Workout/whether or not I spewed: 12 miles. quiet. no.
My old pal Curtis Imriehas been chasing ass —wild mountain ass— all over the Rockies for nigh on forty years. By the late-1970s, when we first met, he was already well-established on the burro racing circuit which, at that time, included races in the mountain towns of Leadville, Fairplay and Buena Vista (collectively known as burro racing’s Triple Crown).
The spectacle of burro racing is as much marathon as rodeo. A High-Country sport indigenous to Colorado, it involves twenty-some miles of mountain running more or less tethered to a burro who, in the best of scenarios might help pull you up a hill, and in less desirable situations, might plant all four hooves on the wrong side of a creek with every intention of staying put.
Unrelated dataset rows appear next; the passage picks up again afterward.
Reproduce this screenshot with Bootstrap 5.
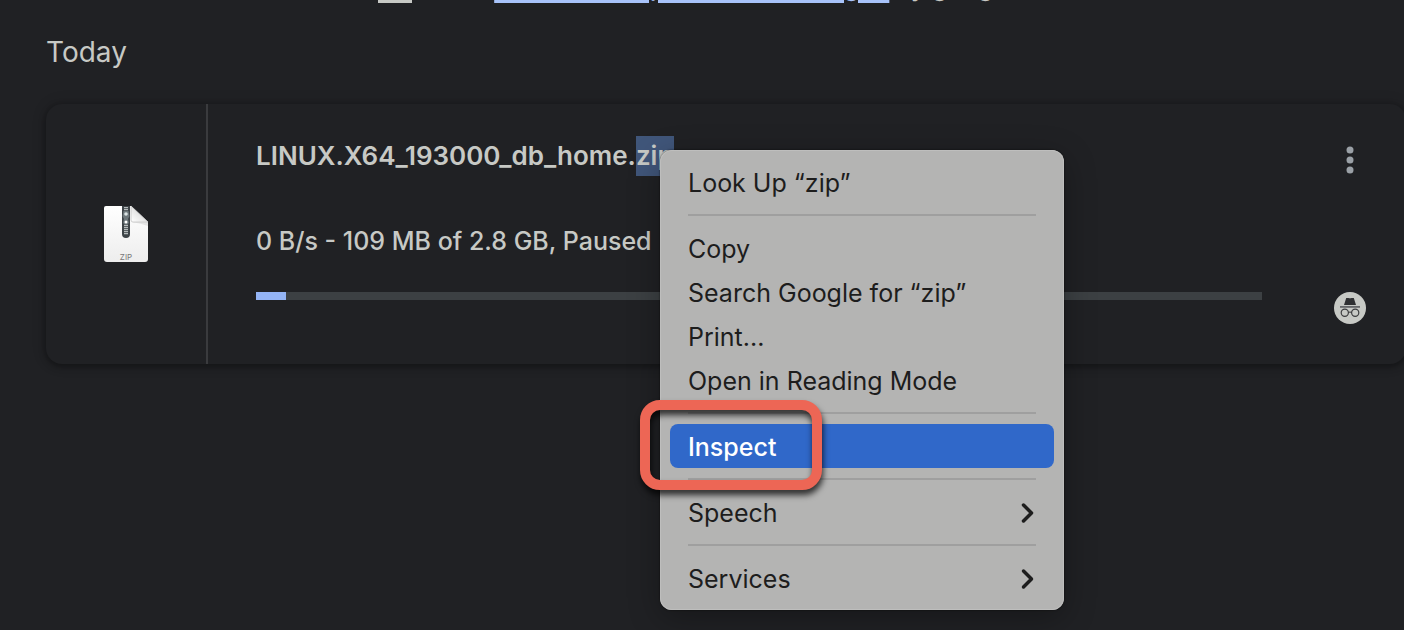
<!DOCTYPE html>
<html lang="en" data-bs-theme="dark">
<head>
<meta charset="utf-8">
<meta name="viewport" content="width=device-width, initial-scale=1">
<title>Downloads</title>
<link href="https://cdn.jsdelivr.net/npm/bootstrap@5.3.0/dist/css/bootstrap.min.css" rel="stylesheet">
<style>
  body { background: #202124; color: #c7c9c5; font-family: Inter, "Liberation Sans", sans-serif; font-size: 25px; line-height: 40px; min-height: 100vh; overflow: hidden; }
  .managed-note { height: 3px; line-height: 32px; padding-left: 44px; font-weight: 500; }
  .managed-note a { color: #a8c3fa; text-decoration-thickness: 3px; text-underline-offset: 4px; }
  .day-title { color: inherit; font-size: 28px; font-weight: 400; line-height: 40px; margin: 29px 0 32px 46px; }
  .download-card { margin: 0 -2px 0 46px; height: 260px; border-radius: 16px; box-shadow: 0 2px 6px 1px rgba(0,0,0,.32), 0 0 16px rgba(0,0,0,.12); }
  .file-cell { width: 162px; border-right: 2px solid #3a3b3e; }
  .details { padding: 32px 72px 0 48px; }
  .file-name { color: inherit; font-size: 26px; font-weight: 600; line-height: 40px; margin: 0; }
  .file-name .picked { background: #40567a; display: inline-block; }
  .status-line { font-weight: 500; margin: 45px 0 31px; }
  .download-bar { height: 8px; border-radius: 0; background: #3c4043; }
  .download-bar .progress-bar { background: #94b4f5; }
  .side { padding: 40px 40px 40px 0; }
  .more-btn { width: 32px; height: 32px; }
  .context-menu { left: 660px; top: 150px; width: 404px; padding: 10px; border-radius: 12px; background: #b4b4b3; box-shadow: inset 0 0 0 1px #bebebd, 0 0 2px rgba(0,0,0,.7), 0 8px 32px rgba(0,0,0,.3); }
  .context-menu button { font-size: 25px; line-height: 42px; padding: 2px 18px 0; border: 0; border-radius: 8px; background: none; color: #1d1d1d; text-align: left; }
  .context-menu button.active { background: #3068c9; color: #fff; font-weight: 500; }
  .context-menu hr { margin: 10px 18px; border-top: 2px solid #9f9f9f; opacity: 1; }
  .callout-ring { left: 640px; top: 400px; width: 182px; height: 90px; border: 10px solid #ed6655; border-radius: 20px; pointer-events: none; filter: drop-shadow(1px 5px 3px rgba(0,0,0,.75)); }
</style>
</head>
<body>
<div class="managed-note d-flex justify-content-center align-items-end overflow-hidden">
  <svg class="flex-shrink-0 me-3" width="42" height="36" viewBox="0 0 42 36" aria-hidden="true"><path d="M4 4h17v8h17v24H4z" fill="#c7c9c5"/></svg>
  <div class="text-nowrap">Your <a href="#">browser and profile are managed</a> by google.com</div>
</div>

<main>
  <h2 class="day-title">Today</h2>
  <article class="download-card d-flex">
    <div class="file-cell flex-shrink-0 d-flex align-items-center justify-content-center">
      <svg width="48" height="60" viewBox="0 0 48 60" role="img" aria-label="ZIP file">
        <defs>
          <linearGradient id="paper" x1="0" y1="0" x2="0" y2="1"><stop offset="0" stop-color="#fff"/><stop offset="1" stop-color="#ededed"/></linearGradient>
          <linearGradient id="fold" x1="0" y1="1" x2="1" y2="0"><stop offset="0" stop-color="#fff"/><stop offset=".5" stop-color="#e4e4e4"/></linearGradient>
        </defs>
        <path d="M4 2h25l17 16v37q0 3-3 3H5q-3 0-3-3V4q0-2 2-2z" fill="url(#paper)"/>
        <path d="M29 18l17 0v4q-8-3-17-4z" fill="#d6d6d6" opacity=".6"/>
        <path d="M29 2l17 16H31q-2 0-2-2z" fill="url(#fold)" stroke="#c4c4c4" stroke-width=".8"/>
        <path d="M20 2h8v28q0 4-4 4t-4-4z" fill="#3d4347"/>
        <path d="M24 3v28" stroke="#b5babb" stroke-width="4" stroke-dasharray="1.2 .8"/>
        <path d="M21.500 7h5l1 5-1.500 3 1 4q-3 3-6 0l1-4-1.500-3z" fill="#6d777b"/>
        <circle cx="24" cy="10" r="1.800" fill="#dbe3e4"/><circle cx="24" cy="18" r="1.500" fill="#fff"/>
        <text x="24" y="56" text-anchor="middle" font-size="8" fill="#777">ZIP</text>
      </svg>
    </div>
    <div class="details flex-grow-1">
      <h3 class="file-name text-nowrap">LINUX.X64_193000_db_home.<span class="picked">zip</span></h3>
      <p class="status-line text-nowrap">0 B/s - 109 MB of 2.8 GB, Paused</p>
      <div class="progress download-bar" role="progressbar" aria-label="Download progress" aria-valuenow="3" aria-valuemin="0" aria-valuemax="100">
        <div class="progress-bar" style="width: 3%"></div>
      </div>
    </div>
    <div class="side d-flex flex-column justify-content-between">
      <button class="more-btn btn p-0 border-0 d-flex" type="button" aria-label="More actions">
        <svg width="32" height="32" viewBox="0 0 32 32" fill="#9aa0a6"><circle cx="16" cy="6" r="3.500"/><circle cx="16" cy="16" r="3.500"/><circle cx="16" cy="26" r="3.500"/></svg>
      </button>
      <svg width="32" height="32" viewBox="0 0 32 32" role="img" aria-label="Incognito download">
        <circle cx="16" cy="16" r="16" fill="#c7c9c5"/>
        <path d="M12.200 6h2.300q1.500.6 3 0h2.300L22 13H10z" fill="#303133"/>
        <path d="M6 14h20v1.800H6z" fill="#66686a"/>
        <g fill="none" stroke="#3c3d3f" stroke-width="1.200"><circle cx="10.800" cy="20.800" r="3.600"/><circle cx="21.200" cy="20.800" r="3.600"/><path d="M14.400 20.500q1.600-1 3.200 0"/></g>
      </svg>
    </div>
  </article>
</main>

<div class="context-menu position-absolute d-flex flex-column" role="menu">
  <button type="button" role="menuitem">Look Up “zip”</button>
  <hr>
  <button type="button" role="menuitem">Copy</button>
  <button type="button" role="menuitem">Search Google for “zip”</button>
  <button type="button" role="menuitem">Print...</button>
  <button type="button" role="menuitem">Open in Reading Mode</button>
  <hr>
  <button class="active" type="button" role="menuitem">Inspect</button>
  <hr>
  <button class="d-flex align-items-center justify-content-between" type="button" role="menuitem">Speech
    <svg width="16" height="22" viewBox="0 0 16 22" fill="none" stroke="#1d1d1d" stroke-width="3.500" stroke-linecap="round" stroke-linejoin="round"><path d="M3.500 3l8 8-8 8"/></svg></button>
  <hr>
  <button class="d-flex align-items-center justify-content-between" type="button" role="menuitem">Services
    <svg width="16" height="22" viewBox="0 0 16 22" fill="none" stroke="#1d1d1d" stroke-width="3.500" stroke-linecap="round" stroke-linejoin="round"><path d="M3.500 3l8 8-8 8"/></svg></button>
</div>
<div class="callout-ring position-absolute"></div>
<script src="https://cdn.jsdelivr.net/npm/bootstrap@5.3.0/dist/js/bootstrap.bundle.min.js"></script>
</body>
</html>
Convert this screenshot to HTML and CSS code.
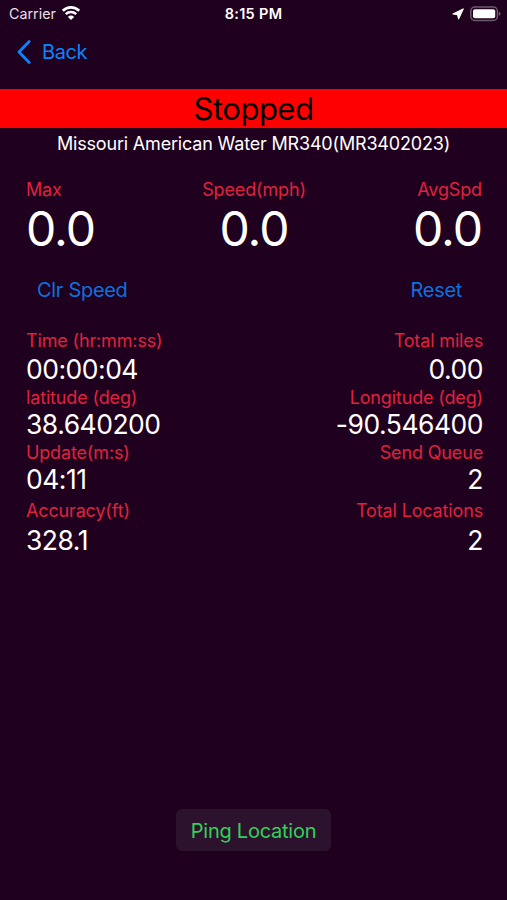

In a restless quest for some fresh adventure in the early-’80s, I decided to prepare for The Buena Vista Race, it being the easiest of the three at lower elevations and a length of only 24 miles, and at the time in my hometown. In order to train I needed a willing burro, and asked Curtis if he could help. “If you got the legs,” he said, “we’ll find the ass.”
Floating down Buena Vista’s main drag in a state of endorphin-fueled bliss some four-and-a-half hours after the starting gun, I knew that my burro wrassling/racing career had been a one-shot deal. Never before had the tried-and-true Buddhist method of sitting on one’s own ass seemed more reasonable and intuitive.